GOAL | Review the listing and copy each line that holds the word "page".

GIVEN DATA |
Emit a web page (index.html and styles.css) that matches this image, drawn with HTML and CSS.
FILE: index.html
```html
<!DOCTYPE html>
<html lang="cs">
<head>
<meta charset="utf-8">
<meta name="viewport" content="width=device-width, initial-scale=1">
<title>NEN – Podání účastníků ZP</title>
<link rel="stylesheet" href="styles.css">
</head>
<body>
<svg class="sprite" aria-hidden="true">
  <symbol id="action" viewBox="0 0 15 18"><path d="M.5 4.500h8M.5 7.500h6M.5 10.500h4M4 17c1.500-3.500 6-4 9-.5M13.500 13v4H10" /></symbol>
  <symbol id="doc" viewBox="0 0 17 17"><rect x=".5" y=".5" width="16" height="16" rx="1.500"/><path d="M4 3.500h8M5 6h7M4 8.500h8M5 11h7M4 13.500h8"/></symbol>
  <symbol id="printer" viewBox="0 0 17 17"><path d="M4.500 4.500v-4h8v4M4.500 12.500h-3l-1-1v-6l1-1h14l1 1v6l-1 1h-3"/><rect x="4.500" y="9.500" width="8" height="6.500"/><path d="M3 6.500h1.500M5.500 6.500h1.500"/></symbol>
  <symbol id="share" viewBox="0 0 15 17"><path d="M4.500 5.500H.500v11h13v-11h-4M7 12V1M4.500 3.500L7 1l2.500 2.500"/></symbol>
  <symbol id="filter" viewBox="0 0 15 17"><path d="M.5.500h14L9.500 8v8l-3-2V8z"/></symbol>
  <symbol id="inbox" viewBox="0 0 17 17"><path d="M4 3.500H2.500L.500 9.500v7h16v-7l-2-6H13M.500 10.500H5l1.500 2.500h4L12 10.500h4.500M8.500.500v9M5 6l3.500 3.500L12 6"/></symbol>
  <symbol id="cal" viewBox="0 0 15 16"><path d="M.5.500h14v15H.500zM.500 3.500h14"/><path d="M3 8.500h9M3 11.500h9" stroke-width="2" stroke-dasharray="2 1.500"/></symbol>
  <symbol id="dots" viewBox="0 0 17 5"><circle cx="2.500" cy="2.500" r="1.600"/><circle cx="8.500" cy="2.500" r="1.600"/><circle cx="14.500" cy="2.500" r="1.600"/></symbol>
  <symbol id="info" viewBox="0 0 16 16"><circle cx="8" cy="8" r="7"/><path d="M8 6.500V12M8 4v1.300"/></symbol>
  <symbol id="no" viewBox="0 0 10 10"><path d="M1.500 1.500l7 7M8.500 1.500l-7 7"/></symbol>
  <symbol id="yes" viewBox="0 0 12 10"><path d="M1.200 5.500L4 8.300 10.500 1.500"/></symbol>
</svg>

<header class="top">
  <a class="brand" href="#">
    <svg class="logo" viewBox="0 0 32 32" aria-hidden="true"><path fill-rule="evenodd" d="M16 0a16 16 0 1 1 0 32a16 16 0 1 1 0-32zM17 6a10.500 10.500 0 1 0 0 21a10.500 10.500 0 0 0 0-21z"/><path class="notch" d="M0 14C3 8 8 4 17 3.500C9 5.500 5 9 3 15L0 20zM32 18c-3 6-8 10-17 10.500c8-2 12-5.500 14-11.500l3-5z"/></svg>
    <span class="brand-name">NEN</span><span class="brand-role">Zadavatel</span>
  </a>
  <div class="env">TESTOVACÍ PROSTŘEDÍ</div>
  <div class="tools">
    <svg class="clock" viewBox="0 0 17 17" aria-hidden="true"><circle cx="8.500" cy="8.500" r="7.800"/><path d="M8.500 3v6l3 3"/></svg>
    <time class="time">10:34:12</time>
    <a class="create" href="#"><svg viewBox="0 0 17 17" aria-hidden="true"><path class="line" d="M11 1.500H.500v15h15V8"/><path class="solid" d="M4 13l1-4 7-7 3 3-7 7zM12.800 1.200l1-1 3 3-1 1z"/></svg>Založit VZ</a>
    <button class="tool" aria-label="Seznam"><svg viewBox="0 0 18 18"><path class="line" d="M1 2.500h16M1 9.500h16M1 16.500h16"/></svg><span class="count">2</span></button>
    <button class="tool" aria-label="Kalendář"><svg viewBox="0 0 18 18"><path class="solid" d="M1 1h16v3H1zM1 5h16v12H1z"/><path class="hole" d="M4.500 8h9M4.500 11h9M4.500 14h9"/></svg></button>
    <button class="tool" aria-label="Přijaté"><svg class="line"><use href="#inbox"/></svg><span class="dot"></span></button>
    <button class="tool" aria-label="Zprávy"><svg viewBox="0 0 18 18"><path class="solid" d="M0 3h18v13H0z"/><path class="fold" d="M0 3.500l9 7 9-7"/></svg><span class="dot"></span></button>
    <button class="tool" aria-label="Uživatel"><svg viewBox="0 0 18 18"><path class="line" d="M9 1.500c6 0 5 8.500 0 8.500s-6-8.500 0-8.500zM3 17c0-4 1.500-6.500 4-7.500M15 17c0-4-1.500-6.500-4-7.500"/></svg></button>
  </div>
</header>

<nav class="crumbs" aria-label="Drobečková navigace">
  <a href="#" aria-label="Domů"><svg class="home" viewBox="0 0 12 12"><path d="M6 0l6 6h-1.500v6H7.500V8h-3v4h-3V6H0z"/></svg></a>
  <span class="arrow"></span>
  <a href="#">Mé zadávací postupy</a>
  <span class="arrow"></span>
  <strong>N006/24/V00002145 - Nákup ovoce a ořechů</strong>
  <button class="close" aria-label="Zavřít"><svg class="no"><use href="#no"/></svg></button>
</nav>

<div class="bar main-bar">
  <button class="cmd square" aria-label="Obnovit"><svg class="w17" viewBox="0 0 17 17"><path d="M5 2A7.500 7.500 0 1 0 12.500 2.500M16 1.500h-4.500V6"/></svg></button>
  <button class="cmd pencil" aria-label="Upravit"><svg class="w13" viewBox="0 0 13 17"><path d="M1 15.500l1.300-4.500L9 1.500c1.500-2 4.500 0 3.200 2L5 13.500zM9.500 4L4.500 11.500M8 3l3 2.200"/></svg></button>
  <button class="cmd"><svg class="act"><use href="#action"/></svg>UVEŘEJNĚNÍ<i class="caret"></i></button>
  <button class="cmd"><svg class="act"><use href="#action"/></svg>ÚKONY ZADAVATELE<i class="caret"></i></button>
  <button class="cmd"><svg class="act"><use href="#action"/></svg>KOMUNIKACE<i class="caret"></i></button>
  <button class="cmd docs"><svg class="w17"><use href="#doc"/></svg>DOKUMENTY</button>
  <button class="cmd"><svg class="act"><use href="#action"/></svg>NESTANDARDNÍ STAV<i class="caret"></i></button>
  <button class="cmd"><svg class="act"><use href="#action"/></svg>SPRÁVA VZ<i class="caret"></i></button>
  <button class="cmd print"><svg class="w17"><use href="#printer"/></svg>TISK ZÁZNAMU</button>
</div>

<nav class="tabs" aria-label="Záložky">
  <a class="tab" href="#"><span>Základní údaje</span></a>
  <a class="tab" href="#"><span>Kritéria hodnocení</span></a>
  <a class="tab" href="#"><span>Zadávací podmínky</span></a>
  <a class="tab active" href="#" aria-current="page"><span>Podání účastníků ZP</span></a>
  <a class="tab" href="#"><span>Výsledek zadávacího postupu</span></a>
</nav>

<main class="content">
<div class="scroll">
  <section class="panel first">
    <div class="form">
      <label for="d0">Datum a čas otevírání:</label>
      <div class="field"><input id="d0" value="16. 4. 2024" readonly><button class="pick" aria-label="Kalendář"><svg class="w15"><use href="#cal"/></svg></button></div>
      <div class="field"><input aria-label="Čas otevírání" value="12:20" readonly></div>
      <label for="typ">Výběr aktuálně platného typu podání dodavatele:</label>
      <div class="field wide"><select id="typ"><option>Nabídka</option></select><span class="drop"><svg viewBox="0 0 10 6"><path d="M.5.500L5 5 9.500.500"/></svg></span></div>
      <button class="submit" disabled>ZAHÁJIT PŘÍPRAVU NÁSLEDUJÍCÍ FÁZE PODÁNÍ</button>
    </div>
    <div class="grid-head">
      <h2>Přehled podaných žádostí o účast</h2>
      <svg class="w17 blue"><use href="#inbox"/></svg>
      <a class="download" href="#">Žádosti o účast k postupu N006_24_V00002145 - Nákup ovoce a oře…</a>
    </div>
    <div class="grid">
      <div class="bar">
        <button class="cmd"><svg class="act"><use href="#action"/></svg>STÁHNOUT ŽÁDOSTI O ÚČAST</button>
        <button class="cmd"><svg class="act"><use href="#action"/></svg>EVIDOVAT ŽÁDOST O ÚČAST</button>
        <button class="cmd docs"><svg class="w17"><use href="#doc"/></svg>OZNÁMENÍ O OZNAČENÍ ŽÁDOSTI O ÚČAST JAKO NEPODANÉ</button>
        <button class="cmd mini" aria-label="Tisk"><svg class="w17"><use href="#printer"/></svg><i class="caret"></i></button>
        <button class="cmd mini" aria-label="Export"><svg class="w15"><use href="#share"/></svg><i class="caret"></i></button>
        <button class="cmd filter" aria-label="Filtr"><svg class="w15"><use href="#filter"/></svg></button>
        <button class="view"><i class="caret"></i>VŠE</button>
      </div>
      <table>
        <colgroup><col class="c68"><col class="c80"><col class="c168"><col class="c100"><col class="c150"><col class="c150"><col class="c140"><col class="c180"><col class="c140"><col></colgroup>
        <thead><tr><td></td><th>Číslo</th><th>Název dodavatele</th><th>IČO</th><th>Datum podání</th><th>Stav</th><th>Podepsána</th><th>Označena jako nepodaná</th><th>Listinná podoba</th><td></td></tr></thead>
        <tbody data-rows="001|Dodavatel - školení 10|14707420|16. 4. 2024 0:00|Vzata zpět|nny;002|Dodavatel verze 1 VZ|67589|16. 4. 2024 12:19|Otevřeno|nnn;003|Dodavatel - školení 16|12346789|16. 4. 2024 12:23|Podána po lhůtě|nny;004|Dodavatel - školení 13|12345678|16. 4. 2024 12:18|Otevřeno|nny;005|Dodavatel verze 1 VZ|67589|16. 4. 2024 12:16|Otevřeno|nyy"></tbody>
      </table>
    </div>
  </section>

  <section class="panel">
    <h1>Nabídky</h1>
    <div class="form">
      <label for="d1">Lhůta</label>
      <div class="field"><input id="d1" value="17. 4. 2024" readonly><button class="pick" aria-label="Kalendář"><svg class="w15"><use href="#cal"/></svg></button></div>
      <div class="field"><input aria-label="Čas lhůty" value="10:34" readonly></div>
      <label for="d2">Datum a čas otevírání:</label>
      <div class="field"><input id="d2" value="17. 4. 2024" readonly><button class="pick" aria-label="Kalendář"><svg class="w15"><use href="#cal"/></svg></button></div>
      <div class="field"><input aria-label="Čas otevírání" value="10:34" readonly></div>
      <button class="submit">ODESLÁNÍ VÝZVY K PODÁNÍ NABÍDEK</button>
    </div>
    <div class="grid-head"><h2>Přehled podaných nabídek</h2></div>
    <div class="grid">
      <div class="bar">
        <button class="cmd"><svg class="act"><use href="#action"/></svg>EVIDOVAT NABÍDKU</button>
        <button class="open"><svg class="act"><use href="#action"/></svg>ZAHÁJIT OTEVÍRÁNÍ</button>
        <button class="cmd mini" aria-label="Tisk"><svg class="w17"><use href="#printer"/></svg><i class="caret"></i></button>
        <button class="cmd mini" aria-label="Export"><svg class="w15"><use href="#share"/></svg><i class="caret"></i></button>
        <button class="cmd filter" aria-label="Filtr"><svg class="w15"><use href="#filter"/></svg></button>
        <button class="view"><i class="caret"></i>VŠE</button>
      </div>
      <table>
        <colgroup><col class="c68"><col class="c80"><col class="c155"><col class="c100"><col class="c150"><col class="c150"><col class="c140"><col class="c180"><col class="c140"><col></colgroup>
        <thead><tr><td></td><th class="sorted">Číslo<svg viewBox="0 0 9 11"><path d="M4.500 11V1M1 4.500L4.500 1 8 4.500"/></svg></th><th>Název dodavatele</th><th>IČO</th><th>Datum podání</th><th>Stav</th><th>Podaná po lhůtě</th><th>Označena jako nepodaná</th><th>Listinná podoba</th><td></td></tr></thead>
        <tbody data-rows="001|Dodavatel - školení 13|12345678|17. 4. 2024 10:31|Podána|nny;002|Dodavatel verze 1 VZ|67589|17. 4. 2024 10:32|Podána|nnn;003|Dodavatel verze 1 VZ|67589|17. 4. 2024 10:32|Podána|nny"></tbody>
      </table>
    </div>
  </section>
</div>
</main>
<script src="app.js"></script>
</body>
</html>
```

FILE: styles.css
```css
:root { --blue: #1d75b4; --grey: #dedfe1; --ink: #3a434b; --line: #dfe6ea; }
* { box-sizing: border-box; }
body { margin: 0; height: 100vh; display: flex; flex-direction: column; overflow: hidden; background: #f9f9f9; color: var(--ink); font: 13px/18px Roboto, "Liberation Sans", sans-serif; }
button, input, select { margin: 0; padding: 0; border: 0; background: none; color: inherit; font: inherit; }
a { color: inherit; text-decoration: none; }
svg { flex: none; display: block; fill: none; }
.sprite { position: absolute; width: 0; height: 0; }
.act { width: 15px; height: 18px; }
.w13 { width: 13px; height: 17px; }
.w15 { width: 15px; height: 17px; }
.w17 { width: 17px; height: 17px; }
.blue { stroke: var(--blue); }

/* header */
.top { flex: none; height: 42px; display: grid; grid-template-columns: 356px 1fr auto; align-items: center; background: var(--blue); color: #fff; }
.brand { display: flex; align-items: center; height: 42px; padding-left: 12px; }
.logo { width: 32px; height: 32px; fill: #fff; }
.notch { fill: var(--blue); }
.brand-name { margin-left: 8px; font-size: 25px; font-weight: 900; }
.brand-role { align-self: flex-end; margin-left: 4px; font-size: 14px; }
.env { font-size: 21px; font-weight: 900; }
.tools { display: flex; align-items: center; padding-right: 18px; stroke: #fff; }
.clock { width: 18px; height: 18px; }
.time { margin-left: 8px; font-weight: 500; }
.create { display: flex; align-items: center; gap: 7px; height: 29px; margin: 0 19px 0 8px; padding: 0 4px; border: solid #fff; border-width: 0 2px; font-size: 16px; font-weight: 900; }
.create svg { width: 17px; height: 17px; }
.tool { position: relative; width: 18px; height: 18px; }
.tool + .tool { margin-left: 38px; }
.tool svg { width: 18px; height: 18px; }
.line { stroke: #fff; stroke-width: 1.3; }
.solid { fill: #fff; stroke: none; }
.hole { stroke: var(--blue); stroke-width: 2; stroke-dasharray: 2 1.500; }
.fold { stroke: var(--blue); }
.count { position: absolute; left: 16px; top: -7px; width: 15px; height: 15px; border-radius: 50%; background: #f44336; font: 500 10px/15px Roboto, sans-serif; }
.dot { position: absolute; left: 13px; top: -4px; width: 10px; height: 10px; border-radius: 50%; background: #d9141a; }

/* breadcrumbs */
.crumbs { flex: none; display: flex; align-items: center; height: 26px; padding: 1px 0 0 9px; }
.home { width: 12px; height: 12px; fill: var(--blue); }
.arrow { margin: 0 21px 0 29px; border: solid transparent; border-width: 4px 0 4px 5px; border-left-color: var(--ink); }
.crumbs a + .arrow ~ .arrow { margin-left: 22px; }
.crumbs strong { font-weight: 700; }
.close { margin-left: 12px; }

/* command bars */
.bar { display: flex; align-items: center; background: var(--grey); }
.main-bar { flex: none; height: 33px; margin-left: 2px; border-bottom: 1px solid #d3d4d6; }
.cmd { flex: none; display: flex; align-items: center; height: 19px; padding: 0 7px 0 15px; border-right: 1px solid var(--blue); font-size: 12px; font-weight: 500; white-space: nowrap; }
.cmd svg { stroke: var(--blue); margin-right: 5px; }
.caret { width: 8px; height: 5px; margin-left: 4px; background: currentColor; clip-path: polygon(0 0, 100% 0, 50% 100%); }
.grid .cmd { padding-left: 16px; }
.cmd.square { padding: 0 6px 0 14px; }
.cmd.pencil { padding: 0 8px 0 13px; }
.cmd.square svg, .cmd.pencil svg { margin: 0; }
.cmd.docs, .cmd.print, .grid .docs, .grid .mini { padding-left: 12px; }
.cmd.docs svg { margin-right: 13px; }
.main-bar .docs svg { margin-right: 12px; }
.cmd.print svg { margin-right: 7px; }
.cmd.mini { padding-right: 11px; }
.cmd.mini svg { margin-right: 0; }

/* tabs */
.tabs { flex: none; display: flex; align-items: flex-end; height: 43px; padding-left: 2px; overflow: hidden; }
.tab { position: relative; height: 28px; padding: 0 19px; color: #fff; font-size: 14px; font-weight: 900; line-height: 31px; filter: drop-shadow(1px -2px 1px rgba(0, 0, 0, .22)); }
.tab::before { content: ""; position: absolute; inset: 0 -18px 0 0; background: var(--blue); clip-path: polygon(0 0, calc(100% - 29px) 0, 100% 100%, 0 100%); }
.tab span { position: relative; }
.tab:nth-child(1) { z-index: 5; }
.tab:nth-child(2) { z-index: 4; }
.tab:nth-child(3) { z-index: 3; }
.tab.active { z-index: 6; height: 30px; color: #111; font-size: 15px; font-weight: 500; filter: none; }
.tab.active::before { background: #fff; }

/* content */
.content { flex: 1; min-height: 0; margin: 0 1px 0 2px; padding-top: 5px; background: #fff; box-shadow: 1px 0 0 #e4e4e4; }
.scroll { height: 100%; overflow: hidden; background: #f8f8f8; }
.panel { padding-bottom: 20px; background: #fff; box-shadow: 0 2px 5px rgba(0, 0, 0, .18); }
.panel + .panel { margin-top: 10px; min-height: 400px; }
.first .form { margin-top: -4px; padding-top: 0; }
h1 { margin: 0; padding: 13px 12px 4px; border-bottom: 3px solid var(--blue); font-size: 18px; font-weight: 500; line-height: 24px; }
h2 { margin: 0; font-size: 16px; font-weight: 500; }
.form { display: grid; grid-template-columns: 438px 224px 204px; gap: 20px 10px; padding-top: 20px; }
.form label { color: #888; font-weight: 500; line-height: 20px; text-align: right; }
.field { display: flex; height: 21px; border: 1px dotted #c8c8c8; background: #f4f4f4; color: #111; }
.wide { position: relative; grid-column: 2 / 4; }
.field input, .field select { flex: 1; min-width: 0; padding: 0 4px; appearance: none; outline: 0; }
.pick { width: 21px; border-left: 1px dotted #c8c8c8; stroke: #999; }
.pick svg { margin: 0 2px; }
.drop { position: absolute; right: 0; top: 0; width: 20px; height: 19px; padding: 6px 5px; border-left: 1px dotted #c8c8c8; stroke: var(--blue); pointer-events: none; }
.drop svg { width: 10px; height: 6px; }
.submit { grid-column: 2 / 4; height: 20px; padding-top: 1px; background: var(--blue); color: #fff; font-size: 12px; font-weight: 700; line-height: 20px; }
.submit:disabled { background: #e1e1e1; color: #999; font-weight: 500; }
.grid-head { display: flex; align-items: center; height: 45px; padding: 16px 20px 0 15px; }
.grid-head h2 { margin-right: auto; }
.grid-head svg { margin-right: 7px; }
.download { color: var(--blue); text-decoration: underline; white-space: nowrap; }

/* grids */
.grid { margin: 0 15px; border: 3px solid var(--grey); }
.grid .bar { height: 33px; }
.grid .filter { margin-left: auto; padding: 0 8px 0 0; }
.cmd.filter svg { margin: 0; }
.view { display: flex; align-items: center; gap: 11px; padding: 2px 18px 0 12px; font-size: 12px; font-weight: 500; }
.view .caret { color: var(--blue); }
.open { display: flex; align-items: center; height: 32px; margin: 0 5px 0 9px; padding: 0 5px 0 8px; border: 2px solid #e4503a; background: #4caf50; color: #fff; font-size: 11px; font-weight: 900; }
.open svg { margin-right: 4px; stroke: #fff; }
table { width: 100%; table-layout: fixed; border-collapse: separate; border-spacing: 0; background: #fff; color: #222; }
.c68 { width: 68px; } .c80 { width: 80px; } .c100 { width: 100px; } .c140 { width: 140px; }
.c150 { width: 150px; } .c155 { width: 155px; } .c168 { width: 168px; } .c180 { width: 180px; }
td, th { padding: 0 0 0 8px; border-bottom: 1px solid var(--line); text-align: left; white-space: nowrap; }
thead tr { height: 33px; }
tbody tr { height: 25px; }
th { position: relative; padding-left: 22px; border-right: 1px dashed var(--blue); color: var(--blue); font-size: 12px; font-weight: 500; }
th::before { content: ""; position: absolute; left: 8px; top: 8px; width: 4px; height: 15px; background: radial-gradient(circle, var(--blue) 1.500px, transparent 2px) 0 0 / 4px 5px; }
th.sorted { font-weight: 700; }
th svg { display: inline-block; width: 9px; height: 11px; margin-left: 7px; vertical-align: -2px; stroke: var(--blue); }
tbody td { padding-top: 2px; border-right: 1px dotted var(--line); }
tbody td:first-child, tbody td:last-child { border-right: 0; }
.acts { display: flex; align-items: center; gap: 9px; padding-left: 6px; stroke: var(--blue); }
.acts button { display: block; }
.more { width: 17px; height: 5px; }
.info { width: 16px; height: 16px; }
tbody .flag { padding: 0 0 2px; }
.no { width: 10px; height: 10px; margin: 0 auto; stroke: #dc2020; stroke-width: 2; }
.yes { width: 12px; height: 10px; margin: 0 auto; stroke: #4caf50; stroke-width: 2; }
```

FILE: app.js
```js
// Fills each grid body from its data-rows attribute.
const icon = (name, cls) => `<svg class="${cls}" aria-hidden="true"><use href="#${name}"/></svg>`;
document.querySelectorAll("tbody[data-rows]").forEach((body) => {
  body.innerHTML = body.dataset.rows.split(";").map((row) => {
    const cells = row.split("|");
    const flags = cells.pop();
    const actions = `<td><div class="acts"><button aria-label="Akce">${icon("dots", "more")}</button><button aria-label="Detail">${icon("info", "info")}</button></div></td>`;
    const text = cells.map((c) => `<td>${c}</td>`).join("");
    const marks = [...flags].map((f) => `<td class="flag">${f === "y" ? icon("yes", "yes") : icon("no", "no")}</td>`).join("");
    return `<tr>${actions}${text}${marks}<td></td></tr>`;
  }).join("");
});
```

WORKED ANSWER |
Emit a web page (index.html and styles.css) that matches this image, drawn with HTML and CSS.
  <a class="tab active" href="#" aria-current="page"><span>Podání účastníků ZP</span></a>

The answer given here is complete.